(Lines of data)
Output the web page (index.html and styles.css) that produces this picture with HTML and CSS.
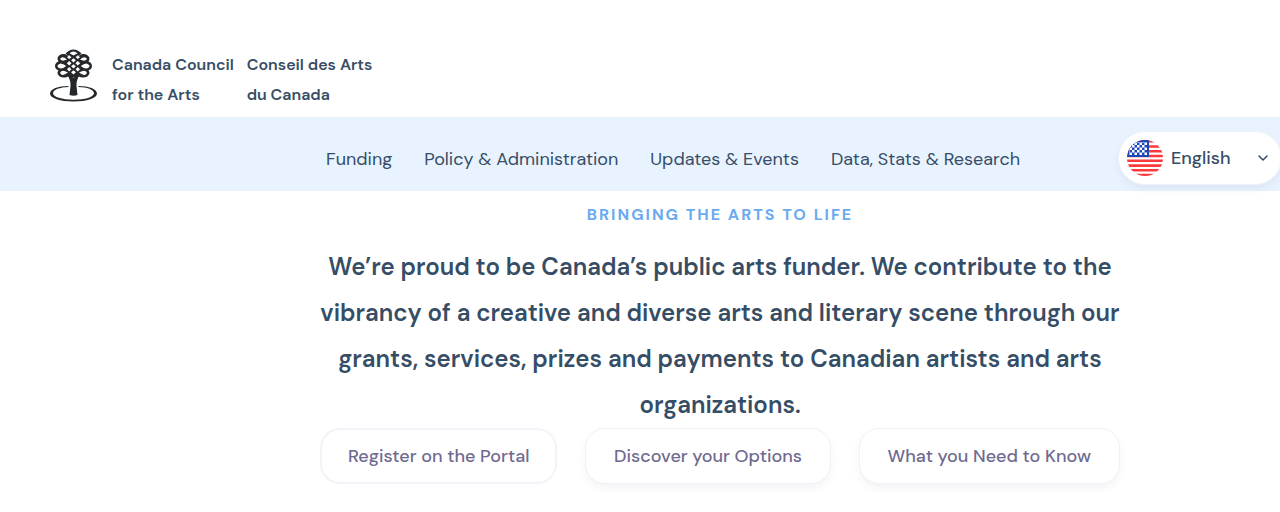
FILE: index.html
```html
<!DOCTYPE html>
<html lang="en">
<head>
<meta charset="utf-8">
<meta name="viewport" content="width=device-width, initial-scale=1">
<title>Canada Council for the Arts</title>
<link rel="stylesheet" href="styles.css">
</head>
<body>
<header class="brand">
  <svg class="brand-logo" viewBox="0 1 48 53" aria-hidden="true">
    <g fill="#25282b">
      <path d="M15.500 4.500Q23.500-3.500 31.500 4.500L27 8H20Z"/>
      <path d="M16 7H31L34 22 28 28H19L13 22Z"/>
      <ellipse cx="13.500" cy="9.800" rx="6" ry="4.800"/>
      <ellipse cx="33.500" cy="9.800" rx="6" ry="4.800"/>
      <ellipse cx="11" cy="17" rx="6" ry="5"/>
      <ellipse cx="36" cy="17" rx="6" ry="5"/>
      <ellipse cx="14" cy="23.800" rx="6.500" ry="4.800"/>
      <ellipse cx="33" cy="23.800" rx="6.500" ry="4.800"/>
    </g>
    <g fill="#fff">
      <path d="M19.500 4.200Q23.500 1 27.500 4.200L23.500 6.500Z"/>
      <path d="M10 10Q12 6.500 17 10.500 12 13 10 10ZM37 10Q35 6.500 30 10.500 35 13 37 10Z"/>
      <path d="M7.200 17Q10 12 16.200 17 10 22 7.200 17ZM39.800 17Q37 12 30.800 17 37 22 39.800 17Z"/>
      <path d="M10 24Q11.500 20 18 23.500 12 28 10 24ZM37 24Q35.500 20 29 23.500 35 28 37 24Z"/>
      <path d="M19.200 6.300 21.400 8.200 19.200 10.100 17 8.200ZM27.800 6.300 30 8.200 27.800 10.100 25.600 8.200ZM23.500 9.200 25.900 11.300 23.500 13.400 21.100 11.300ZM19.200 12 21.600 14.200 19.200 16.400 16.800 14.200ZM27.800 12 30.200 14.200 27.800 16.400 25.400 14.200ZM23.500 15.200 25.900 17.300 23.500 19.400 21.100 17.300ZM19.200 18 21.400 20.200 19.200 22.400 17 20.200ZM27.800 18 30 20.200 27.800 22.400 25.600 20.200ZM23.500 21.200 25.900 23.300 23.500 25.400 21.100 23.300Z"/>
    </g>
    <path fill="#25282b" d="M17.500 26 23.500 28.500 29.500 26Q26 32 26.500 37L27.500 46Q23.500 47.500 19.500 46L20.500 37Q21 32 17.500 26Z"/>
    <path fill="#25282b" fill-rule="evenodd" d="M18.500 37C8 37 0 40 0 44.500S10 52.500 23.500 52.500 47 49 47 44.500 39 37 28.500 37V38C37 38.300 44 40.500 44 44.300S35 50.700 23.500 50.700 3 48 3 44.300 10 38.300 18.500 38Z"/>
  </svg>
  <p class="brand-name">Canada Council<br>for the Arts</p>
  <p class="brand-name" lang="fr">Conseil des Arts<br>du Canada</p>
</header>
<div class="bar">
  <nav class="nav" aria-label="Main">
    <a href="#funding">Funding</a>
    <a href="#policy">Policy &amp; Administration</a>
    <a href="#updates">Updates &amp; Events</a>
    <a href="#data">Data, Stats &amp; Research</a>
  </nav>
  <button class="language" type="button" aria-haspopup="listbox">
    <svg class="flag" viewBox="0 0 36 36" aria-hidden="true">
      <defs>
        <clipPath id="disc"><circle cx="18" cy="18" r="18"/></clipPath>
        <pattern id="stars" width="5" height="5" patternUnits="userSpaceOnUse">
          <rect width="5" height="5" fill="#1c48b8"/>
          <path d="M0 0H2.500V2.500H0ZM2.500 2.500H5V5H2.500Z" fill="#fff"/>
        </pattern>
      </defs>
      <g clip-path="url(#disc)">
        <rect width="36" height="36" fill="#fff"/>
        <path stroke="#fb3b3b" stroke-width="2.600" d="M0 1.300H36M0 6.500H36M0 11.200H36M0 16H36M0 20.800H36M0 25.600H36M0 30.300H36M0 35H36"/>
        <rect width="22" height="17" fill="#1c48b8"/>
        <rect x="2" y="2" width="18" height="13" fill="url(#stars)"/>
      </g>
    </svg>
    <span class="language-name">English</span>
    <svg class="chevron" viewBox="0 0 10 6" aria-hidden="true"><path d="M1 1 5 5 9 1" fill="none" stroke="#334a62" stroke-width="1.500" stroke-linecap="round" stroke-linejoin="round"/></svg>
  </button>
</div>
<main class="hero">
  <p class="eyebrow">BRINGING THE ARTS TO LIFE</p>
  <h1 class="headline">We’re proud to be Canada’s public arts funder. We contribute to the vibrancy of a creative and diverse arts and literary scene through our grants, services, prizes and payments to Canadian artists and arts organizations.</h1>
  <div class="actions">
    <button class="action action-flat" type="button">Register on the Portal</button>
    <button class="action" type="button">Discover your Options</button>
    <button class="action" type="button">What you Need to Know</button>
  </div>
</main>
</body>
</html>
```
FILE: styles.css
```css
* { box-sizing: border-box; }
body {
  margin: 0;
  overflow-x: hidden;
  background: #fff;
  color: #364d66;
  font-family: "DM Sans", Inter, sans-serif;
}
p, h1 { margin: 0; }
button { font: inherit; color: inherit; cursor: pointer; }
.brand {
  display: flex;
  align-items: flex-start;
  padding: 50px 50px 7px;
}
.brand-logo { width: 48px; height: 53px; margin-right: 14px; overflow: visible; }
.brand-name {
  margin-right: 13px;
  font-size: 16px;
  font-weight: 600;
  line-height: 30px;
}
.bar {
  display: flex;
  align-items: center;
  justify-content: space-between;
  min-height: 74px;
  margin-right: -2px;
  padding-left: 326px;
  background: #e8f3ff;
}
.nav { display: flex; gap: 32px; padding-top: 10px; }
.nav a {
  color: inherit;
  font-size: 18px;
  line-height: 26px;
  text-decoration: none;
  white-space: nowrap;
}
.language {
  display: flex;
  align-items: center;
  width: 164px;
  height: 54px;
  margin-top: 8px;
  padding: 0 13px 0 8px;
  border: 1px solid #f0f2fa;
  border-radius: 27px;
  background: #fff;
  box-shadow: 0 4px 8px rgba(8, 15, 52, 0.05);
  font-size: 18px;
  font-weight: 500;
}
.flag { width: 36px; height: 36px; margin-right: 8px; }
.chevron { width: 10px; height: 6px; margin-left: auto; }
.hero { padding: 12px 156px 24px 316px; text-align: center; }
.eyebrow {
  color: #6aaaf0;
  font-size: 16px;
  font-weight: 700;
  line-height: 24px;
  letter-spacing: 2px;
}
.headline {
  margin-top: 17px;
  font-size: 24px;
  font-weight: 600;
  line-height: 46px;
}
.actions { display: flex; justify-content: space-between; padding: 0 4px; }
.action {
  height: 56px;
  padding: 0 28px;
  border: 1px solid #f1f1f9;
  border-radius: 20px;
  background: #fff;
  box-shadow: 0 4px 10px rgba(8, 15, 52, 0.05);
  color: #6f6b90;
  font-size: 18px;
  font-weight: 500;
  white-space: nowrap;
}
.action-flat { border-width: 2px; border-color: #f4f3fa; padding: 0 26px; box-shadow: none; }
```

---

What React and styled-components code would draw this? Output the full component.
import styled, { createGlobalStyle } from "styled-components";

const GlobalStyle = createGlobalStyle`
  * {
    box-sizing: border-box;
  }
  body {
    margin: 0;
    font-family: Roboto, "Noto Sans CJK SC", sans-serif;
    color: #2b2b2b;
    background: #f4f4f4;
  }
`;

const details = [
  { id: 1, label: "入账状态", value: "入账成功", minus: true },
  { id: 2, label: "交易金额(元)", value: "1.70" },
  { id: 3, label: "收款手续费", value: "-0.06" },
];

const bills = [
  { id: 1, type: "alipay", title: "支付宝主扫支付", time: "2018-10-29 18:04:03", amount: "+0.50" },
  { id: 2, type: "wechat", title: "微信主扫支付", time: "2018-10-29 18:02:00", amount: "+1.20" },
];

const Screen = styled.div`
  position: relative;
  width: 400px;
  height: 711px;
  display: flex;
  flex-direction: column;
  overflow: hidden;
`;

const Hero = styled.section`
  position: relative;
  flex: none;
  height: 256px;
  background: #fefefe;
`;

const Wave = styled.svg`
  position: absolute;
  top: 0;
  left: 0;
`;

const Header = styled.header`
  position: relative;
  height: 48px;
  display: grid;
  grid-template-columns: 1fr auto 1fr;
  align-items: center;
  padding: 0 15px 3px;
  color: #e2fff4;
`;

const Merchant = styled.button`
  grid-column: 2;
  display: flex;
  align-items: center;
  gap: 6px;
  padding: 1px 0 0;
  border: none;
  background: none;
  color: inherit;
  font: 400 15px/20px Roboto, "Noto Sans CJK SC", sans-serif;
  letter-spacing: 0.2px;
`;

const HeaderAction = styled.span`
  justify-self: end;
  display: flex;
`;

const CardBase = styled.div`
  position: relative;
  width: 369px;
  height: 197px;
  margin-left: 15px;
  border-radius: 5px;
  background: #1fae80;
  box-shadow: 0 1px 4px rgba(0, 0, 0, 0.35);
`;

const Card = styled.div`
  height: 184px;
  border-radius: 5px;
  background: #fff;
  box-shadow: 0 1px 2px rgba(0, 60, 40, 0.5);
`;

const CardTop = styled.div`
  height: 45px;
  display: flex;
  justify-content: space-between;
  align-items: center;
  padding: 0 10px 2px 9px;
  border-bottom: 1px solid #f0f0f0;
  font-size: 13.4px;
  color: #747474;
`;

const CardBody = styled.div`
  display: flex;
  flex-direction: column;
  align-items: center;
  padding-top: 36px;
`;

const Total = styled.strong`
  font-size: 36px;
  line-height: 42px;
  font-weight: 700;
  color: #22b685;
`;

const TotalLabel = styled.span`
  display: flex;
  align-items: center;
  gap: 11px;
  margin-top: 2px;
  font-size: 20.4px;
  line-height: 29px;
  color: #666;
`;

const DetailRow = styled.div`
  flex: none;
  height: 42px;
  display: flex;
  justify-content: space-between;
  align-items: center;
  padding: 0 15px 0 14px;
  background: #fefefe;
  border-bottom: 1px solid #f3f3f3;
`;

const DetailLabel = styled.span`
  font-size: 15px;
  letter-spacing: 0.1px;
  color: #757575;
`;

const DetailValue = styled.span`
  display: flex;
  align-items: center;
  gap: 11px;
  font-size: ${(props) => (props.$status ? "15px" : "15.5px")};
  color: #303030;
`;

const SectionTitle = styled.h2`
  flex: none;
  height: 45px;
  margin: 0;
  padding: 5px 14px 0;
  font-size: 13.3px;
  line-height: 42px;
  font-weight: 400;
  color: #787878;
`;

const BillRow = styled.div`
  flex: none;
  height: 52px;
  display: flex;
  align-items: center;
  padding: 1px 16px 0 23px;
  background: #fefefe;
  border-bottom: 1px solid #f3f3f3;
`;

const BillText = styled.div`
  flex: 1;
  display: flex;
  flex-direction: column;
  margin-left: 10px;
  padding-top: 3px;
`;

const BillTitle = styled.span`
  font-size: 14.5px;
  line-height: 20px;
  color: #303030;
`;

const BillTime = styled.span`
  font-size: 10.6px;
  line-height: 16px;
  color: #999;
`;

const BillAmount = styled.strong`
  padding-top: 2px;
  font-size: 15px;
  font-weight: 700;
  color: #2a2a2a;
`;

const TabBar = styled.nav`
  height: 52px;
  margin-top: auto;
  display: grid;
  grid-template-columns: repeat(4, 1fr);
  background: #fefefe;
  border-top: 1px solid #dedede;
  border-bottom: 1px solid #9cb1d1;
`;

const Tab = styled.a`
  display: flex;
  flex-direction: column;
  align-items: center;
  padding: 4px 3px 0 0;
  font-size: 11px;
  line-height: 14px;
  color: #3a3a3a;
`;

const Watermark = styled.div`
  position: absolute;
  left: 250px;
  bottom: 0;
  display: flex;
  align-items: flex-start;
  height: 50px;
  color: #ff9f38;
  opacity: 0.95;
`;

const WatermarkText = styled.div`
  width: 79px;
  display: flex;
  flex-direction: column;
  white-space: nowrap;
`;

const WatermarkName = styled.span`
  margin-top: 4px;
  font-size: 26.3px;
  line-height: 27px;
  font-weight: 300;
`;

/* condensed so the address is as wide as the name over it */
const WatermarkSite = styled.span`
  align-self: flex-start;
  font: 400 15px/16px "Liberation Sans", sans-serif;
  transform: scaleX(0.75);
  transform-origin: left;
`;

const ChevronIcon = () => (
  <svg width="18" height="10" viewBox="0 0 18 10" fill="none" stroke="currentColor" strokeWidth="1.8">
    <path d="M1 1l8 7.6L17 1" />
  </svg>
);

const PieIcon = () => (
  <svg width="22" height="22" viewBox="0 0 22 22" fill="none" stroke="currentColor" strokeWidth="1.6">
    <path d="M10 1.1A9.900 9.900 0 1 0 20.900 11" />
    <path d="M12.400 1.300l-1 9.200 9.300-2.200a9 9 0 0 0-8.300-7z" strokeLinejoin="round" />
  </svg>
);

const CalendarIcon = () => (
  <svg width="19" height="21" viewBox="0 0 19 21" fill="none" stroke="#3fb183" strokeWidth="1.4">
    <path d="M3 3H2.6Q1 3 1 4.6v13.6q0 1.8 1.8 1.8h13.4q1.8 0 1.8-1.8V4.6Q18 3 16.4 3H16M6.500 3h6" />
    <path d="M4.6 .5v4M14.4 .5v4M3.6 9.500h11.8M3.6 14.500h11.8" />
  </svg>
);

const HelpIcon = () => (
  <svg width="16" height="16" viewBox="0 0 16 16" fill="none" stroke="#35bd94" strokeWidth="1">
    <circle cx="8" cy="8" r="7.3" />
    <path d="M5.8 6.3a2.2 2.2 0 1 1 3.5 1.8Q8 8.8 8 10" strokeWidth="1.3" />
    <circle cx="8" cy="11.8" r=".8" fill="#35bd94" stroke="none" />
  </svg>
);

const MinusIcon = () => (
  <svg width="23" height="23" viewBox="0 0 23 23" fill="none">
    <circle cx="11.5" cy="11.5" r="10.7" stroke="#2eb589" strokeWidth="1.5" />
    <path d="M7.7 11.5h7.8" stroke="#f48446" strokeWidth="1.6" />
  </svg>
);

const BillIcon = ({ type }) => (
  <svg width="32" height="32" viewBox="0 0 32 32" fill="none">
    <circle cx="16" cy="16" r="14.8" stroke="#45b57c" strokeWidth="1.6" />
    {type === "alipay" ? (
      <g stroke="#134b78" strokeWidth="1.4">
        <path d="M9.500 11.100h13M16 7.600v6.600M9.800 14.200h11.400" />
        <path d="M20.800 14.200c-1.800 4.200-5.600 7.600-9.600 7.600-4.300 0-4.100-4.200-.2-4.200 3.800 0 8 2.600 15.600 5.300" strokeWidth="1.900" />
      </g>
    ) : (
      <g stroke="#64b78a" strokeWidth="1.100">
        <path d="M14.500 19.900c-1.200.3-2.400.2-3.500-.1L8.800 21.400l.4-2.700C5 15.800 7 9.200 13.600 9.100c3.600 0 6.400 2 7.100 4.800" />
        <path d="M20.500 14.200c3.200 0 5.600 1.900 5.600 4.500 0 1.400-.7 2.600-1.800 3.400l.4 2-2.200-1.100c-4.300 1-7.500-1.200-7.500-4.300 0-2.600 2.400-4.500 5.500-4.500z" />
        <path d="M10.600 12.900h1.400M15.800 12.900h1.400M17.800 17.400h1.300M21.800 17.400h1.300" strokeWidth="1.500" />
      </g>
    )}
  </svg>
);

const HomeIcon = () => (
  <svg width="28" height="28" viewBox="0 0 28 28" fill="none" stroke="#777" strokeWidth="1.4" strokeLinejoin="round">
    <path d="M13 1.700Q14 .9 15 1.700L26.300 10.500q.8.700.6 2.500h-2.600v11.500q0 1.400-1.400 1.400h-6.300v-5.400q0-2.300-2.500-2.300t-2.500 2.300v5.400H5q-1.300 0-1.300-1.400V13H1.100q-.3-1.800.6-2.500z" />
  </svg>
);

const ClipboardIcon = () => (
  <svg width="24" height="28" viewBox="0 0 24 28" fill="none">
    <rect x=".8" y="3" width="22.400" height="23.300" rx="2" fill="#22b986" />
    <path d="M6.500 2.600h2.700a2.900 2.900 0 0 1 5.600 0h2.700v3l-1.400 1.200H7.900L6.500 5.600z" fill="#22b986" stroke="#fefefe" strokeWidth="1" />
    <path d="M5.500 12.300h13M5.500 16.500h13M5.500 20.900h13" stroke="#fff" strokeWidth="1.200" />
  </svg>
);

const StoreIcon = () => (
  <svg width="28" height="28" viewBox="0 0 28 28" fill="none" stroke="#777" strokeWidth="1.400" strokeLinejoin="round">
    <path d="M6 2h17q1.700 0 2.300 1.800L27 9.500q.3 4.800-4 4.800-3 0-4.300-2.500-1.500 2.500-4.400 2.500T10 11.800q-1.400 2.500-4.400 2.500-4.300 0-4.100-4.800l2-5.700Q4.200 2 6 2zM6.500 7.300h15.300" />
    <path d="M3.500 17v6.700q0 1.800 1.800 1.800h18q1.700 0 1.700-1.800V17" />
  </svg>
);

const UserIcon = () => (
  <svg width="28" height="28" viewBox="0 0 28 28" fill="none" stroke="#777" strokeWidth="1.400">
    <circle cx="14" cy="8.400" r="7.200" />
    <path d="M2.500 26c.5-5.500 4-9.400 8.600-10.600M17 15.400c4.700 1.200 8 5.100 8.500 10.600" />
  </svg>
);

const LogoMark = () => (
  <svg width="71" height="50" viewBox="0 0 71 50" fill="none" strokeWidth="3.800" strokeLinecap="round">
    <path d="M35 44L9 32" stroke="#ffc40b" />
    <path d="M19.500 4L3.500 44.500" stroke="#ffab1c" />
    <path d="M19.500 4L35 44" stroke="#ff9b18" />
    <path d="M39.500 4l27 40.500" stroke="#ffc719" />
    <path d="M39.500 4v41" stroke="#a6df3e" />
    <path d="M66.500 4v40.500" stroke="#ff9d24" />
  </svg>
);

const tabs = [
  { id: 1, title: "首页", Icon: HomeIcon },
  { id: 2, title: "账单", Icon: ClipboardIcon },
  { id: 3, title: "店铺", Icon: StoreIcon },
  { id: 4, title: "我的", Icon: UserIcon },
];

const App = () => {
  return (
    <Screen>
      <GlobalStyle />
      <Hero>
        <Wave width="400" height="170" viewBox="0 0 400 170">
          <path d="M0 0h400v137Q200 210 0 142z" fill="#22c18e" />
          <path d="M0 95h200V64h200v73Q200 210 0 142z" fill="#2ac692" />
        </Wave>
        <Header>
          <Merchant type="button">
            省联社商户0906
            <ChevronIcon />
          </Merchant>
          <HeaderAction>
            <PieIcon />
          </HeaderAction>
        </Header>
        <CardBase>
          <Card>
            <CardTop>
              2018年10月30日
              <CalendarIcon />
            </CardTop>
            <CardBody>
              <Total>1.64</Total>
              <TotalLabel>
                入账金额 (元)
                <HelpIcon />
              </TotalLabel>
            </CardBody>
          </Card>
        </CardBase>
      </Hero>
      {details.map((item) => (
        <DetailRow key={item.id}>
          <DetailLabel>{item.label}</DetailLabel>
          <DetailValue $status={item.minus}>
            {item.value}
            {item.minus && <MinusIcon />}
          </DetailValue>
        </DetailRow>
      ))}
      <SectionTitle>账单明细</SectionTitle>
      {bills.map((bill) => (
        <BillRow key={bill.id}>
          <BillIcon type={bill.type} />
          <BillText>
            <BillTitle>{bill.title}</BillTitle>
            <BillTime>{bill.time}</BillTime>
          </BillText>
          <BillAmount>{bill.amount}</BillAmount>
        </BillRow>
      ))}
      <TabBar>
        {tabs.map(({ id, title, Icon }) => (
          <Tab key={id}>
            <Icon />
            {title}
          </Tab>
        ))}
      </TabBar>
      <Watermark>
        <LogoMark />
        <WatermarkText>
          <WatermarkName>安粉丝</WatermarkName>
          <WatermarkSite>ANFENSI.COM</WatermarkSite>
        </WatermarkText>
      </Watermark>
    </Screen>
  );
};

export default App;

| What to produce |
Pull every line containing "Output" from the data.

| Solution to this problem |
Output the web page (index.html and styles.css) that produces this picture with HTML and CSS.
What React and styled-components code would draw this? Output the full component.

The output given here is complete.